YOUR OBJECTIVE:
Pull out every line below containing the word "Tailwind".

DATA LISTING:
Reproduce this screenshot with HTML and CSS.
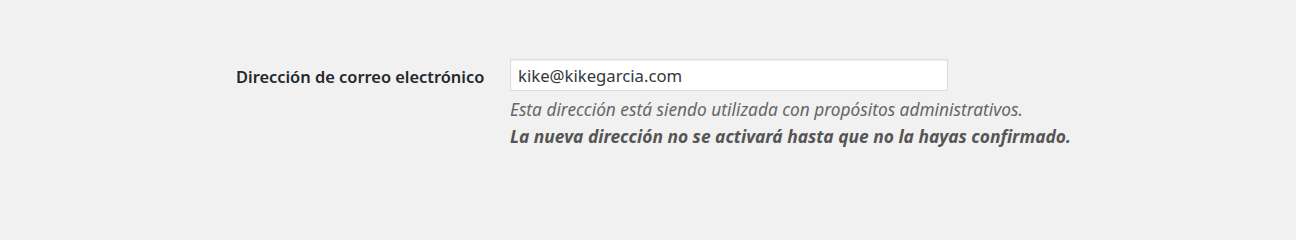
FILE: index.html
```html
<!DOCTYPE html>
<html lang="es">
<head>
<meta charset="utf-8">
<link rel="stylesheet" href="styles.css">
</head>
<body>
<div class="form-row">
  <label class="field-label" for="email">Dirección de correo electrónico</label>
  <div class="field">
    <input id="email" class="text-input" type="text" value="kike@kikegarcia.com">
    <p class="description">Esta dirección está siendo utilizada con propósitos administrativos.<br><strong>La nueva dirección no se activará hasta que no la hayas confirmado.</strong></p>
  </div>
</div>
</body>
</html>
```
FILE: styles.css
```css
html, body {
  margin: 0;
  padding: 0;
  background: #f1f1f1;
  height: 200px;
  overflow: hidden;
}
body {
  font-family: "Noto Sans", "Open Sans", sans-serif;
  color: #23282d;
}
.form-row {
  display: flex;
  padding: 59px 0 0 236px;
}
.field-label {
  width: 274px;
  font-size: 16.4px;
  font-weight: 600;
  color: #23282d;
  line-height: 22px;
  padding-top: 7px;
}
.field {
  display: flex;
  flex-direction: column;
}
.text-input {
  box-sizing: border-box;
  width: 438px;
  height: 32px;
  margin: 0;
  padding: 0 7px;
  border: 1px solid #ddd;
  box-shadow: inset 0 1px 2px rgba(0,0,0,0.07);
  background: #fff;
  font-family: inherit;
  font-size: 16.7px;
  color: #32373c;
  outline: none;
}
.description {
  margin: 5px 0 0;
  font-size: 17.3px;
  line-height: 27px;
  font-style: italic;
  color: #666;
}
.description strong {
  font-size: 17.4px;
  font-weight: 700;
  color: #555;
}
```
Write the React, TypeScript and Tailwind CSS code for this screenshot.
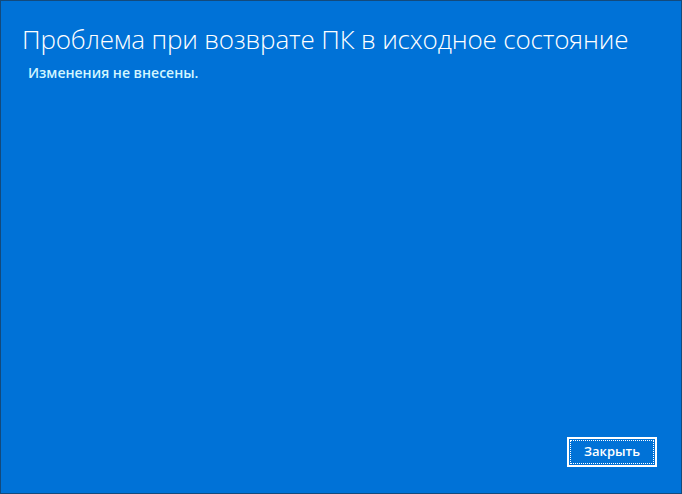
export default function App() {
	return (
		<div className="flex h-[494px] w-[682px] flex-col border border-[#134a7c] bg-[#0072d7] font-['Open_Sans',sans-serif] text-white">
			<div className="flex flex-col pl-[21px] pt-[20px]">
				<h1 className="text-[26px] leading-[36px] font-light tracking-[-0.15px]">
					Проблема при возврате ПК в исходное состояние
				</h1>
				<p className="mt-[7px] pl-[6px] text-[14px] leading-[18px] font-semibold text-[#d2f6ff]">
					Изменения не внесены.
				</p>
			</div>
			<div className="mt-auto flex justify-end pr-[24px] pb-[26px]">
				<button className="h-[30px] w-[90px] border-2 border-white p-[1px]">
					<span className="flex h-full w-full items-center justify-center border border-dotted border-white text-[13px] font-semibold">
						Закрыть
					</span>
				</button>
			</div>
		</div>
	)
}
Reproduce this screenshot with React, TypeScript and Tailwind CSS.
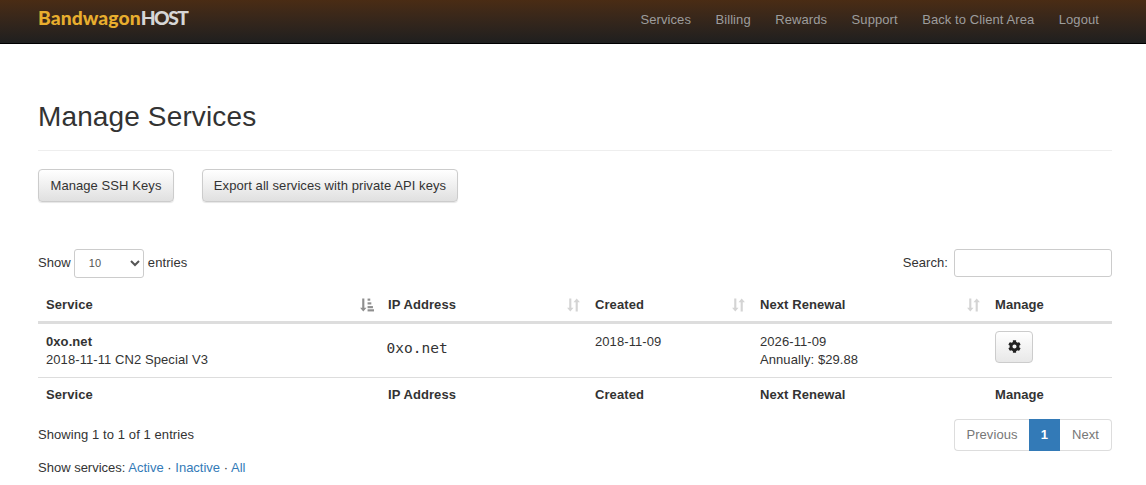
import React from 'react';
import { FaCog } from 'react-icons/fa';

const NAV_LINKS = ['Services', 'Billing', 'Rewards', 'Support', 'Back to Client Area', 'Logout'];

const COLUMNS = [
  { label: 'Service', width: 'w-[342px]', sorted: true },
  { label: 'IP Address', width: 'w-[207px]' },
  { label: 'Created', width: 'w-[165px]' },
  { label: 'Next Renewal', width: 'w-[235px]' },
  { label: 'Manage', width: 'w-[125px]', noSort: true },
];

// both arrows, used on columns that are not the active sort
const SortIcon: React.FC = () => (
  <svg width="15" height="16" viewBox="0 0 14 14" className="text-[#d4d4d4]" fill="currentColor">
    <path d="M3 1h2v8.500h2L4 13 1 9.500h2z" />
    <path d="M10 1l3 3.500h-2V13H9V4.500H7z" />
  </svg>
);

// active sort: down arrow plus widening bars
const SortedIcon: React.FC = () => (
  <svg width="15" height="16" viewBox="0 0 14 14" className="text-[#8f8f8f]" fill="currentColor">
    <path d="M3 1h2v8.500h2L4 13 1 9.500h2z" />
    <rect x="8" y="1" width="2.500" height="2" />
    <rect x="8" y="4.500" width="3.500" height="2" />
    <rect x="8" y="8" width="5" height="2" />
    <rect x="8" y="11" width="6" height="2" />
  </svg>
);

const Button: React.FC<{ children: React.ReactNode; className?: string }> = ({ children, className }) => (
  <button
    className={`h-[33px] rounded-[4px] border border-[#ccc] bg-gradient-to-b from-white to-[#e0e0e0] text-[13px] text-[#333] shadow-[0_1px_1px_rgba(0,0,0,0.1)] ${className ?? ''}`}
  >
    {children}
  </button>
);

const App: React.FC = () => {
  return (
    <div className="min-h-[485px] bg-white font-['Liberation_Sans',Arial,sans-serif] text-[13px] leading-[18px] tracking-[0.08px] text-[#333]">
      {/* Navbar */}
      <header className="flex h-[44px] items-center justify-between border-b border-black bg-gradient-to-b from-[#4a2c14] to-[#1f1f1f] pl-[38px] pr-[47px]">
        <div className="mt-[-7px] font-['Lato',sans-serif] text-[19.300px] font-black leading-none">
          <span className="text-[#e8ae2e]">Bandwagon</span>
          <span className="tracking-[-1.500px] text-[#d6d6d6]">HOST</span>
        </div>
        <nav className="mt-[-4px] flex gap-[24.500px]">
          {NAV_LINKS.map(link => (
            <a key={link} className="text-[13px] text-[#9d9d9d]">
              {link}
            </a>
          ))}
        </nav>
      </header>

      <main className="pl-[38px] pr-[34px]">
        <h1 className="mt-[53px] text-[28px] font-normal leading-[39px] tracking-[0.13px] text-[#333]">Manage Services</h1>
        <hr className="mt-[14px] border-[#eee]" />

        <div className="mt-[18px] flex gap-[28px]">
          <Button className="w-[136px]">Manage SSH Keys</Button>
          <Button className="w-[256px]">Export all services with private API keys</Button>
        </div>

        {/* Table controls */}
        <div className="mt-[46px] flex h-[30px] items-center justify-between">
          <div className="flex items-center gap-[3px]">
            <span>Show</span>
            <select className="h-[29px] w-[70px] rounded-[3px] border border-[#ccc] bg-white pl-[10px] text-[11px] text-[#555]">
              <option>10</option>
            </select>
            <span className="ml-[1px]">entries</span>
          </div>
          <label className="flex items-center gap-[6px]">
            Search:
            <input className="h-[28px] w-[158px] rounded-[3px] border border-[#ccc] bg-white" />
          </label>
        </div>

        {/* Services table */}
        <table className="mt-[8px] w-[1074px] table-fixed border-collapse">
          <thead>
            <tr className="h-[36px] border-b-[3px] border-[#ddd]">
              {COLUMNS.map(col => (
                <th key={col.label} className={`${col.width} pl-[8px] pr-[6px] pt-[4px] text-left font-bold`}>
                  <div className="flex items-center justify-between">
                    <span>{col.label}</span>
                    {col.sorted ? <SortedIcon /> : col.noSort ? null : <SortIcon />}
                  </div>
                </th>
              ))}
            </tr>
          </thead>
          <tbody>
            <tr className="h-[55px] border-b border-[#ddd] align-top">
              <td className="px-[8px] pt-[9px]">
                <div className="font-bold">0xo.net</div>
                <div>2018-11-11 CN2 Special V3</div>
              </td>
              <td className="pl-[6.500px] pr-[7px] pt-[15px]">
                <span className="font-['DejaVu_Sans_Mono',monospace] text-[14.500px] tracking-normal">0xo.net</span>
              </td>
              <td className="px-[8px] pt-[9px]">2018-11-09</td>
              <td className="px-[8px] pt-[9px]">
                <div>2026-11-09</div>
                <div>Annually: $29.88</div>
              </td>
              <td className="px-[8px] pt-[7px]">
                <button className="flex h-[32px] w-[38px] items-center justify-center rounded-[4px] border border-[#ccc] bg-gradient-to-b from-white to-[#e8e8e8] text-[#222]">
                  <FaCog size={13} />
                </button>
              </td>
            </tr>
          </tbody>
          <tfoot>
            <tr className="h-[35px]">
              {COLUMNS.map(col => (
                <th key={col.label} className="px-[8px] text-left font-bold">
                  {col.label}
                </th>
              ))}
            </tr>
          </tfoot>
        </table>

        {/* Info and pagination */}
        <div className="mt-[7px] flex w-[1074px] items-center justify-between">
          <span>Showing 1 to 1 of 1 entries</span>
          <div className="flex h-[32px] items-stretch">
            <a className="flex w-[75px] items-center justify-center rounded-l-[4px] border border-r-0 border-[#ddd] text-[#777]">
              Previous
            </a>
            <a className="flex w-[31px] items-center justify-center border border-[#337ab7] bg-[#337ab7] font-bold text-white">
              1
            </a>
            <a className="flex w-[52px] items-center justify-center rounded-r-[4px] border border-l-0 border-[#ddd] text-[#777]">
              Next
            </a>
          </div>
        </div>

        <p className="mt-[8px] tracking-normal">
          Show services: <a className="text-[#337ab7]">Active</a> · <a className="text-[#337ab7]">Inactive</a> ·{' '}
          <a className="text-[#337ab7]">All</a>
        </p>
      </main>
    </div>
  );
};

export default App;
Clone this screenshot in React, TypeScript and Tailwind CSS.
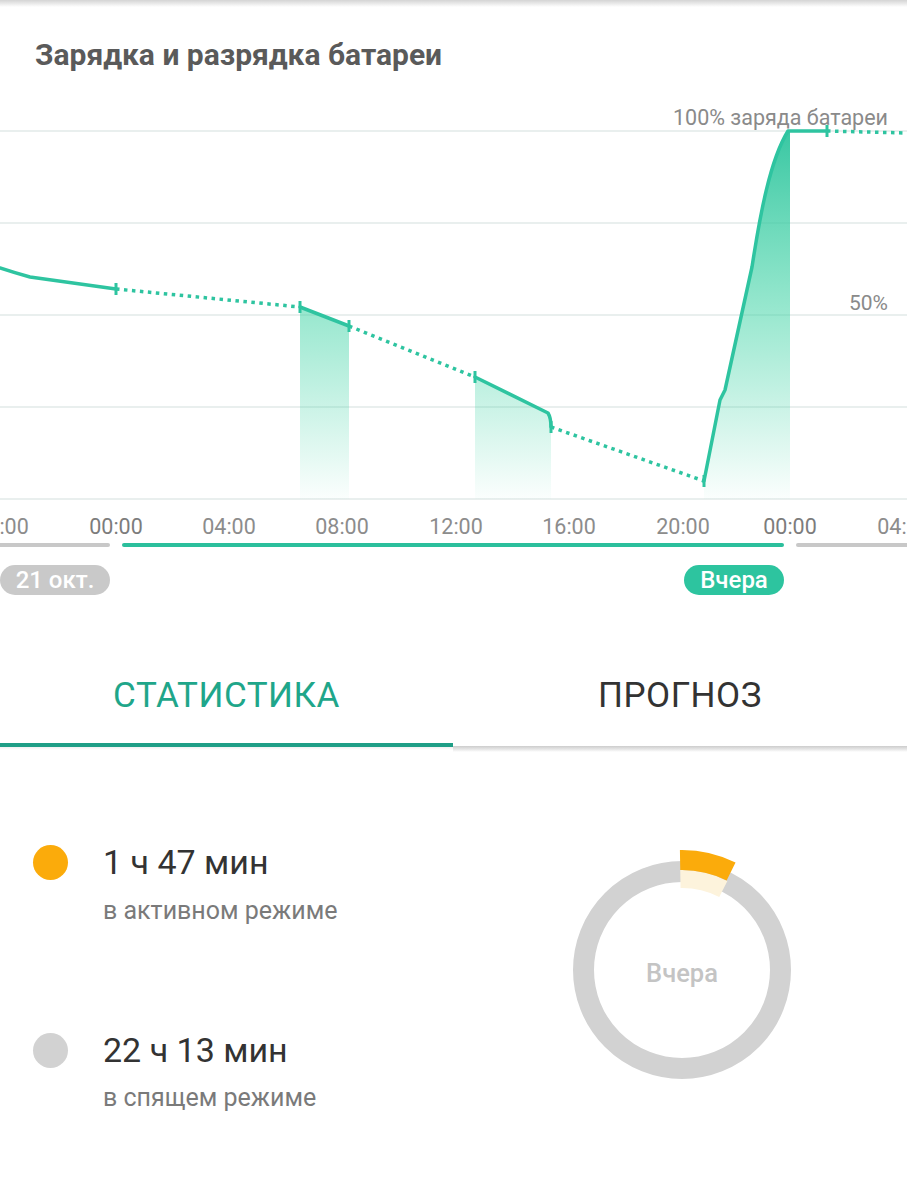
import React from "react";

const TEAL = "#2ec4a0";

function sector(cx: number, cy: number, r1: number, r2: number, a0: number, a1: number) {
  const p = (r: number, d: number) => {
    const t = (d * Math.PI) / 180;
    return `${(cx + r * Math.sin(t)).toFixed(2)} ${(cy - r * Math.cos(t)).toFixed(2)}`;
  };
  return `M ${p(r2, a0)} A ${r2} ${r2} 0 0 1 ${p(r2, a1)} L ${p(r1, a1)} A ${r1} ${r1} 0 0 0 ${p(r1, a0)} Z`;
}

function Chart() {
  const grid = [131, 223, 315, 407, 499];
  const ticks: [number, number][] = [
    [116, 289],
    [300, 307],
    [349, 326],
    [475, 377],
    [551, 427],
    [704, 481],
    [827, 131],
  ];
  const labels: [string, number][] = [
    ["20:00", 2],
    ["00:00", 116],
    ["04:00", 229],
    ["08:00", 342],
    ["12:00", 456],
    ["16:00", 569],
    ["20:00", 683],
    ["00:00", 790],
    ["04:00", 904],
  ];
  const dot = { stroke: TEAL, strokeWidth: 3.5, strokeDasharray: "3.5 4.5", fill: "none" };
  const solid = { stroke: TEAL, strokeWidth: 3.5, fill: "none", strokeLinejoin: "round" as const, strokeLinecap: "round" as const };
  return (
    <svg width={907} height={440} viewBox="0 100 907 440" className="block">
      <defs>
        <linearGradient id="fillg" gradientUnits="userSpaceOnUse" x1="0" y1="131" x2="0" y2="499">
          <stop offset="0" stopColor="#2fc49e" stopOpacity="0.95" />
          <stop offset="0.5" stopColor="#3dd3a4" stopOpacity="0.52" />
          <stop offset="1" stopColor="#3dd3a4" stopOpacity="0.02" />
        </linearGradient>
      </defs>
      {grid.map((y) => (
        <line key={y} x1={0} x2={907} y1={y} y2={y} stroke="#e2eae8" strokeWidth={1.5} />
      ))}
      <path d="M300 307 L349 326 L349 499 L300 499 Z" fill="url(#fillg)" />
      <path d="M475 377 L548 413 Q551 418 551 427 L551 499 L475 499 Z" fill="url(#fillg)" />
      <path d="M704 481 L720 400 L725 390 L752 267 C760 215 770 160 788 131 L790 131 L790 499 L704 499 Z" fill="url(#fillg)" />

      <path d="M0 268 Q15 273 30 277 L116 289" {...solid} />
      <path d="M116 289 L300 307" {...dot} />
      <path d="M300 307 L349 326" {...solid} />
      <path d="M349 326 L475 377" {...dot} />
      <path d="M475 377 L548 413 Q551 418 551 427" {...solid} />
      <path d="M551 427 L704 481" {...dot} />
      <path d="M704 481 L720 400 L725 390 L752 267 C760 215 770 160 788 131 L827 131" {...solid} />
      <path d="M827 131 L907 133" {...dot} />
      {ticks.map(([x, y]) => (
        <line key={x} x1={x} x2={x} y1={y - 6} y2={y + 6} stroke={TEAL} strokeWidth={3} />
      ))}

      <text x={888} y={125} textAnchor="end" fontFamily="Roboto, sans-serif" fontSize={21.5} fill="#8a8a8a">
        100% заряда батареи
      </text>
      <text x={888} y={310} textAnchor="end" fontFamily="Roboto, sans-serif" fontSize={21} fill="#8a8a8a">
        50%
      </text>
      {labels.map(([t, x], i) => (
        <text
          key={i}
          x={x}
          y={534}
          textAnchor="middle"
          fontFamily="Roboto, sans-serif"
          fontSize={21.5}
          fill={t === "00:00" ? "#7c7c7c" : "#8c8c8c"}
        >
          {t}
        </text>
      ))}
    </svg>
  );
}

function Donut() {
  const cx = 131;
  const cy = 130;
  return (
    <svg width={262} height={262} viewBox="0 0 262 262" className="block">
      <circle cx={cx} cy={cy} r={98.5} fill="none" stroke="#d2d2d2" strokeWidth={21} />
      <path d={sector(cx, cy, 82, 100, -1, 27)} fill="#fdf3dc" />
      <path d={sector(cx, cy, 100, 120, -1, 26.5)} fill="#fbab0b" />
      <text x={cx} y={cy + 12} textAnchor="middle" fontFamily="Roboto, sans-serif" fontSize={25.5} fontWeight={500} fill="#c4c4c4">
        Вчера
      </text>
    </svg>
  );
}

export default function App() {
  return (
    <div className="w-[907px] h-[1200px] bg-white overflow-hidden font-['Roboto',sans-serif]">
      <div className="h-[7px] bg-gradient-to-b from-[#d4d4d4] to-white" />
      <div className="pt-[30px] pl-[35px] text-[30px] leading-[36px] font-bold text-[#5a5a5a]">
        Зарядка и разрядка батареи
      </div>
      <div className="mt-[27px]">
        <Chart />
      </div>
      <div className="mt-[3px] flex h-[4px] gap-[12px]">
        <div className="w-[110px] bg-[#c8c8c8] rounded-r-full" />
        <div className="w-[662px] bg-[#2bbf9c] rounded-full" />
        <div className="flex-1 bg-[#c8c8c8] rounded-l-full" />
      </div>
      <div className="mt-[18px] flex h-[30px]">
        <div className="w-[110px] rounded-full bg-[#c9c9c9] text-white text-[24px] font-medium flex items-center justify-center leading-none">
          21 окт.
        </div>
        <div className="ml-[574px] w-[100px] rounded-full bg-[#2dc49f] text-white text-[24px] font-medium flex items-center justify-center leading-none">
          Вчера
        </div>
      </div>
      <div className="mt-[54px]">
        <div className="flex h-[94px] items-center">
          <div className="w-[453px] text-center text-[35px] tracking-[0.5px] text-[#1fa68a]">СТАТИСТИКА</div>
          <div className="flex-1 text-center text-[35px] tracking-[0.5px] text-[#333333]">ПРОГНОЗ</div>
        </div>
        <div className="flex h-[9px]">
          <div className="w-[453px] flex flex-col">
            <div className="h-[4px] bg-[#1f9e86]" />
            <div className="h-[3px] bg-gradient-to-b from-[#f0f0f0] to-white" />
          </div>
          <div className="flex-1 pt-[3px]">
            <div className="h-[6px] bg-gradient-to-b from-[#cdcdcd] via-[#e4e4e4] to-white" />
          </div>
        </div>
      </div>
      <div className="flex pt-[88px]">
        <div className="w-[551px] pl-[33px] pt-[2px]">
          <div className="flex items-center h-[40px]">
            <div className="w-[35px] h-[35px] rounded-full bg-[#fbab0b]" />
            <div className="ml-[35px] text-[34px] leading-[40px] text-[#333333]">1 ч 47 мин</div>
          </div>
          <div className="mt-[14px] ml-[70px] text-[25px] leading-[30px] text-[#7a7a7a]">в активном режиме</div>
          <div className="mt-[104px] flex items-center h-[40px]">
            <div className="w-[35px] h-[35px] rounded-full bg-[#d2d2d2]" />
            <div className="ml-[35px] text-[34px] leading-[40px] text-[#333333]">22 ч 13 мин</div>
          </div>
          <div className="mt-[13px] ml-[70px] text-[25px] leading-[30px] text-[#7a7a7a]">в спящем режиме</div>
        </div>
        <Donut />
      </div>
    </div>
  );
}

RIGHT ANSWER:
Write the React, TypeScript and Tailwind CSS code for this screenshot.
Reproduce this screenshot with React, TypeScript and Tailwind CSS.
Clone this screenshot in React, TypeScript and Tailwind CSS.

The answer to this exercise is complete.